What this task involves
Output every line of the material exactly, omitting images.
-- begin --
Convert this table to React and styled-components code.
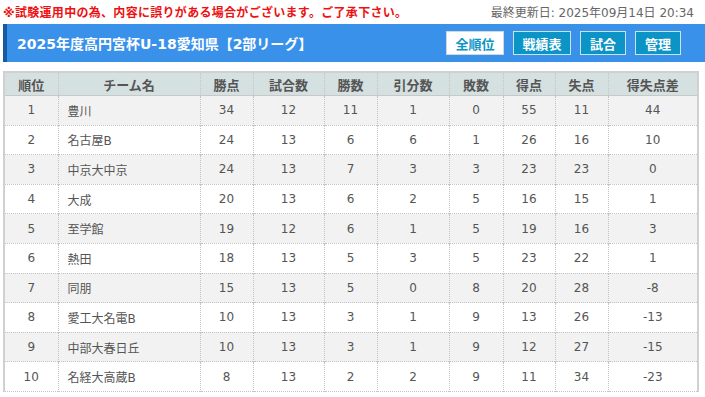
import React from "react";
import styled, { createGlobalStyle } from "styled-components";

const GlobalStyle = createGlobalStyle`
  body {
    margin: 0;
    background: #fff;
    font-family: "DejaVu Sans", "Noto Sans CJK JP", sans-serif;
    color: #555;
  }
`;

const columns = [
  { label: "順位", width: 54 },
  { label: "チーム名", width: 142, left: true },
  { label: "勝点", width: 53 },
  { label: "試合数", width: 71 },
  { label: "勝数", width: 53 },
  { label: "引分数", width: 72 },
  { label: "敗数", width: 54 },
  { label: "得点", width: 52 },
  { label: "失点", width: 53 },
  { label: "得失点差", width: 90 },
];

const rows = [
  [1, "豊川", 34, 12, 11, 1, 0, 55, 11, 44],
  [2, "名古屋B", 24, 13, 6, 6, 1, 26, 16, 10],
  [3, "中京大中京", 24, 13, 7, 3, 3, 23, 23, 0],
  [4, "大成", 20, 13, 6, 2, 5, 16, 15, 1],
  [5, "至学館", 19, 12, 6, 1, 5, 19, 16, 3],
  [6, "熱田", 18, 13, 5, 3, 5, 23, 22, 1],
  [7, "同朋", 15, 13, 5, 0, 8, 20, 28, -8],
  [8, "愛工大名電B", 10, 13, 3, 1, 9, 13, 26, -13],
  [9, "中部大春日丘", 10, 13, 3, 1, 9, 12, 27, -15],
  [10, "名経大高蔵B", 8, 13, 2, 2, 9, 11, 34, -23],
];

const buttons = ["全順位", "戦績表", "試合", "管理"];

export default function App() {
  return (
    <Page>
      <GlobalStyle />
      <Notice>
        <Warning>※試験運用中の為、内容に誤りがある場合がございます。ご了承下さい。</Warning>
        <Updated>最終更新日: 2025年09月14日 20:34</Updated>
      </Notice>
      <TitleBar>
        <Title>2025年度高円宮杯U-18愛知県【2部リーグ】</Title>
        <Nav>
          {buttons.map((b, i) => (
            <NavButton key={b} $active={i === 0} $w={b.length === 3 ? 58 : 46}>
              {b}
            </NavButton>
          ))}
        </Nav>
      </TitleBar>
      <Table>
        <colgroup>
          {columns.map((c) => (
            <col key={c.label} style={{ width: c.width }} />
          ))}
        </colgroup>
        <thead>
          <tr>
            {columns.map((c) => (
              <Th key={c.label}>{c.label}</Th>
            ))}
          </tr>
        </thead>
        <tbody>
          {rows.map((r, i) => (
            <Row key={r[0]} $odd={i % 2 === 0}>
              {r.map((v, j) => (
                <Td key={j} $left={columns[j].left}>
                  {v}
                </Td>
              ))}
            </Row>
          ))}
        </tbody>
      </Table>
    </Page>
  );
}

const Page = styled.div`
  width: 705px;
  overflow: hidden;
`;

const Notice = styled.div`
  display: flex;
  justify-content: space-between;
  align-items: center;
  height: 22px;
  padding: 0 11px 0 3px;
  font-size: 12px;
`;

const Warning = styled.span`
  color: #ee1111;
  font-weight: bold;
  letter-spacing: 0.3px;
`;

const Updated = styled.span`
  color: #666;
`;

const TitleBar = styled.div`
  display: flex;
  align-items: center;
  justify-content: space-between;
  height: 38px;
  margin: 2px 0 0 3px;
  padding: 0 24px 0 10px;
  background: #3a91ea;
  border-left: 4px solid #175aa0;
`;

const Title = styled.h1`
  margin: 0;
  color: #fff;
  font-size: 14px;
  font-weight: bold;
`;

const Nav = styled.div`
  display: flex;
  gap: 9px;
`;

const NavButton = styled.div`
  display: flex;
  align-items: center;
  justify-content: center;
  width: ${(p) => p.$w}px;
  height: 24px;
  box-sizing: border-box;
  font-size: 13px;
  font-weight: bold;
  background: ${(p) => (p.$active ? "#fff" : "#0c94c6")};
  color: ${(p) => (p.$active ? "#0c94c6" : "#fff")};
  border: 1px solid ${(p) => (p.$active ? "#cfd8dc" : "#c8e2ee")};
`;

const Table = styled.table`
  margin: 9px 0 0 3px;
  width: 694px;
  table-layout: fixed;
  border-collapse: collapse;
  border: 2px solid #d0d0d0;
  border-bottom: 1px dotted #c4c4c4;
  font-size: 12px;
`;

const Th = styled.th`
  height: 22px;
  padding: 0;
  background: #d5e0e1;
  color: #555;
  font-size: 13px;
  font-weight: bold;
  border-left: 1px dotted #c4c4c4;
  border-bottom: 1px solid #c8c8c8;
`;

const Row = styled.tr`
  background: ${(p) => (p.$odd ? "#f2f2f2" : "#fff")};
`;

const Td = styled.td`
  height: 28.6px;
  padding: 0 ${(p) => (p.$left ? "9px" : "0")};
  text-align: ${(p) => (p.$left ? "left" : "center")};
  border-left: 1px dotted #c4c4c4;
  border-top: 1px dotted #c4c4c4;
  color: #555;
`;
-- end --
Response to the task
Convert this table to React and styled-components code.
import React from "react";
import styled, { createGlobalStyle } from "styled-components";

const GlobalStyle = createGlobalStyle`
  body {
    margin: 0;
    background: #fff;
    font-family: "DejaVu Sans", "Noto Sans CJK JP", sans-serif;
    color: #555;
  }
`;

const columns = [
  { label: "順位", width: 54 },
  { label: "チーム名", width: 142, left: true },
  { label: "勝点", width: 53 },
  { label: "試合数", width: 71 },
  { label: "勝数", width: 53 },
  { label: "引分数", width: 72 },
  { label: "敗数", width: 54 },
  { label: "得点", width: 52 },
  { label: "失点", width: 53 },
  { label: "得失点差", width: 90 },
];

const rows = [
  [1, "豊川", 34, 12, 11, 1, 0, 55, 11, 44],
  [2, "名古屋B", 24, 13, 6, 6, 1, 26, 16, 10],
  [3, "中京大中京", 24, 13, 7, 3, 3, 23, 23, 0],
  [4, "大成", 20, 13, 6, 2, 5, 16, 15, 1],
  [5, "至学館", 19, 12, 6, 1, 5, 19, 16, 3],
  [6, "熱田", 18, 13, 5, 3, 5, 23, 22, 1],
  [7, "同朋", 15, 13, 5, 0, 8, 20, 28, -8],
  [8, "愛工大名電B", 10, 13, 3, 1, 9, 13, 26, -13],
  [9, "中部大春日丘", 10, 13, 3, 1, 9, 12, 27, -15],
  [10, "名経大高蔵B", 8, 13, 2, 2, 9, 11, 34, -23],
];

const buttons = ["全順位", "戦績表", "試合", "管理"];

export default function App() {
  return (
    <Page>
      <GlobalStyle />
      <Notice>
        <Warning>※試験運用中の為、内容に誤りがある場合がございます。ご了承下さい。</Warning>
        <Updated>最終更新日: 2025年09月14日 20:34</Updated>
      </Notice>
      <TitleBar>
        <Title>2025年度高円宮杯U-18愛知県【2部リーグ】</Title>
        <Nav>
          {buttons.map((b, i) => (
            <NavButton key={b} $active={i === 0} $w={b.length === 3 ? 58 : 46}>
              {b}
            </NavButton>
          ))}
        </Nav>
      </TitleBar>
      <Table>
        <colgroup>
          {columns.map((c) => (
            <col key={c.label} style={{ width: c.width }} />
          ))}
        </colgroup>
        <thead>
          <tr>
            {columns.map((c) => (
              <Th key={c.label}>{c.label}</Th>
            ))}
          </tr>
        </thead>
        <tbody>
          {rows.map((r, i) => (
            <Row key={r[0]} $odd={i % 2 === 0}>
              {r.map((v, j) => (
                <Td key={j} $left={columns[j].left}>
                  {v}
                </Td>
              ))}
            </Row>
          ))}
        </tbody>
      </Table>
    </Page>
  );
}

const Page = styled.div`
  width: 705px;
  overflow: hidden;
`;

const Notice = styled.div`
  display: flex;
  justify-content: space-between;
  align-items: center;
  height: 22px;
  padding: 0 11px 0 3px;
  font-size: 12px;
`;

const Warning = styled.span`
  color: #ee1111;
  font-weight: bold;
  letter-spacing: 0.3px;
`;

const Updated = styled.span`
  color: #666;
`;

const TitleBar = styled.div`
  display: flex;
  align-items: center;
  justify-content: space-between;
  height: 38px;
  margin: 2px 0 0 3px;
  padding: 0 24px 0 10px;
  background: #3a91ea;
  border-left: 4px solid #175aa0;
`;

const Title = styled.h1`
  margin: 0;
  color: #fff;
  font-size: 14px;
  font-weight: bold;
`;

const Nav = styled.div`
  display: flex;
  gap: 9px;
`;

const NavButton = styled.div`
  display: flex;
  align-items: center;
  justify-content: center;
  width: ${(p) => p.$w}px;
  height: 24px;
  box-sizing: border-box;
  font-size: 13px;
  font-weight: bold;
  background: ${(p) => (p.$active ? "#fff" : "#0c94c6")};
  color: ${(p) => (p.$active ? "#0c94c6" : "#fff")};
  border: 1px solid ${(p) => (p.$active ? "#cfd8dc" : "#c8e2ee")};
`;

const Table = styled.table`
  margin: 9px 0 0 3px;
  width: 694px;
  table-layout: fixed;
  border-collapse: collapse;
  border: 2px solid #d0d0d0;
  border-bottom: 1px dotted #c4c4c4;
  font-size: 12px;
`;

const Th = styled.th`
  height: 22px;
  padding: 0;
  background: #d5e0e1;
  color: #555;
  font-size: 13px;
  font-weight: bold;
  border-left: 1px dotted #c4c4c4;
  border-bottom: 1px solid #c8c8c8;
`;

const Row = styled.tr`
  background: ${(p) => (p.$odd ? "#f2f2f2" : "#fff")};
`;

const Td = styled.td`
  height: 28.6px;
  padding: 0 ${(p) => (p.$left ? "9px" : "0")};
  text-align: ${(p) => (p.$left ? "left" : "center")};
  border-left: 1px dotted #c4c4c4;
  border-top: 1px dotted #c4c4c4;
  color: #555;
`;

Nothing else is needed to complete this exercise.